::: Given data :::

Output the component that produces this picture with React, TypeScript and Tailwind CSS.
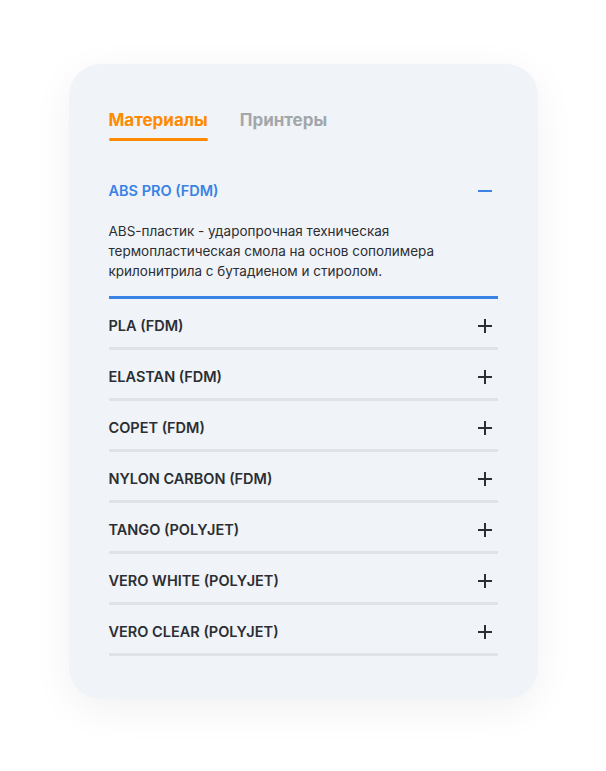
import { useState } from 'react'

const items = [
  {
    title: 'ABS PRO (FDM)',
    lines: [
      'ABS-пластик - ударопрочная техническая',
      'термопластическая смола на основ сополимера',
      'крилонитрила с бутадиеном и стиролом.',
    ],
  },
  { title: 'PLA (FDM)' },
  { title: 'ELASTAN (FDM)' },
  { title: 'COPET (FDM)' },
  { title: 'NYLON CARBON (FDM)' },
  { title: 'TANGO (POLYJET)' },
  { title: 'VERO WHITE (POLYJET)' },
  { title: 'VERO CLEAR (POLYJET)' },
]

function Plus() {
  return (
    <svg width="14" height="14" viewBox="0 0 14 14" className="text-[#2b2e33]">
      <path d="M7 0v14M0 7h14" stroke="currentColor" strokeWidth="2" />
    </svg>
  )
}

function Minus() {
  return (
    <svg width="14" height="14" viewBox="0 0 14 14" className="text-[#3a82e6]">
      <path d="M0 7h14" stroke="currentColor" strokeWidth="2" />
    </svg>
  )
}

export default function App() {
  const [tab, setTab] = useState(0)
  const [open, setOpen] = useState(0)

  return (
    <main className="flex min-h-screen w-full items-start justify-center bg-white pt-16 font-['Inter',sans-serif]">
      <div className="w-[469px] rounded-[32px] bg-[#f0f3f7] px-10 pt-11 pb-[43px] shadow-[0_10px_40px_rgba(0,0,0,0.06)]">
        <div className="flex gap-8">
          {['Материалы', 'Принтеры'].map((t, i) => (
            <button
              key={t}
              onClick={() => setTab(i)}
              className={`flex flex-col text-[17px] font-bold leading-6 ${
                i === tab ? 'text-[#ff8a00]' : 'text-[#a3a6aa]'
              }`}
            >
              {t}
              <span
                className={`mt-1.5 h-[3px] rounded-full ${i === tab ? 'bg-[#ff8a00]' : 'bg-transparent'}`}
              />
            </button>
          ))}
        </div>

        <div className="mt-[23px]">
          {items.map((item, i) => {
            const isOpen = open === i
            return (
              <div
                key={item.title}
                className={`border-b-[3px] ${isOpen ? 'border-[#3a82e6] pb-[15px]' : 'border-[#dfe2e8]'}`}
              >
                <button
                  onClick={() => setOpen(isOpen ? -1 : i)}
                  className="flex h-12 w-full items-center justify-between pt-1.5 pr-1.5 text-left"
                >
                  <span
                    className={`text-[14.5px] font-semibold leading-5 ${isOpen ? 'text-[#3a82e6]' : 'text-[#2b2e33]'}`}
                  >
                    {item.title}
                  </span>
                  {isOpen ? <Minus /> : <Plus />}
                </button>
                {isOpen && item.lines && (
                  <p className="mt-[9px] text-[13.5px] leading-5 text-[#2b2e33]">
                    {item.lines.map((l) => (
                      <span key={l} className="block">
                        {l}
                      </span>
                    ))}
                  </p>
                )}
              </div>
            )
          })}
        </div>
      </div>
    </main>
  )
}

:::

◆ Exercise task
Working from the material above, transcribe it exactly while omitting pictures.

◆ Output for this exercise
Output the component that produces this picture with React, TypeScript and Tailwind CSS.
import { useState } from 'react'

const items = [
  {
    title: 'ABS PRO (FDM)',
    lines: [
      'ABS-пластик - ударопрочная техническая',
      'термопластическая смола на основ сополимера',
      'крилонитрила с бутадиеном и стиролом.',
    ],
  },
  { title: 'PLA (FDM)' },
  { title: 'ELASTAN (FDM)' },
  { title: 'COPET (FDM)' },
  { title: 'NYLON CARBON (FDM)' },
  { title: 'TANGO (POLYJET)' },
  { title: 'VERO WHITE (POLYJET)' },
  { title: 'VERO CLEAR (POLYJET)' },
]

function Plus() {
  return (
    <svg width="14" height="14" viewBox="0 0 14 14" className="text-[#2b2e33]">
      <path d="M7 0v14M0 7h14" stroke="currentColor" strokeWidth="2" />
    </svg>
  )
}

function Minus() {
  return (
    <svg width="14" height="14" viewBox="0 0 14 14" className="text-[#3a82e6]">
      <path d="M0 7h14" stroke="currentColor" strokeWidth="2" />
    </svg>
  )
}

export default function App() {
  const [tab, setTab] = useState(0)
  const [open, setOpen] = useState(0)

  return (
    <main className="flex min-h-screen w-full items-start justify-center bg-white pt-16 font-['Inter',sans-serif]">
      <div className="w-[469px] rounded-[32px] bg-[#f0f3f7] px-10 pt-11 pb-[43px] shadow-[0_10px_40px_rgba(0,0,0,0.06)]">
        <div className="flex gap-8">
          {['Материалы', 'Принтеры'].map((t, i) => (
            <button
              key={t}
              onClick={() => setTab(i)}
              className={`flex flex-col text-[17px] font-bold leading-6 ${
                i === tab ? 'text-[#ff8a00]' : 'text-[#a3a6aa]'
              }`}
            >
              {t}
              <span
                className={`mt-1.5 h-[3px] rounded-full ${i === tab ? 'bg-[#ff8a00]' : 'bg-transparent'}`}
              />
            </button>
          ))}
        </div>

        <div className="mt-[23px]">
          {items.map((item, i) => {
            const isOpen = open === i
            return (
              <div
                key={item.title}
                className={`border-b-[3px] ${isOpen ? 'border-[#3a82e6] pb-[15px]' : 'border-[#dfe2e8]'}`}
              >
                <button
                  onClick={() => setOpen(isOpen ? -1 : i)}
                  className="flex h-12 w-full items-center justify-between pt-1.5 pr-1.5 text-left"
                >
                  <span
                    className={`text-[14.5px] font-semibold leading-5 ${isOpen ? 'text-[#3a82e6]' : 'text-[#2b2e33]'}`}
                  >
                    {item.title}
                  </span>
                  {isOpen ? <Minus /> : <Plus />}
                </button>
                {isOpen && item.lines && (
                  <p className="mt-[9px] text-[13.5px] leading-5 text-[#2b2e33]">
                    {item.lines.map((l) => (
                      <span key={l} className="block">
                        {l}
                      </span>
                    ))}
                  </p>
                )}
              </div>
            )
          })}
        </div>
      </div>
    </main>
  )
}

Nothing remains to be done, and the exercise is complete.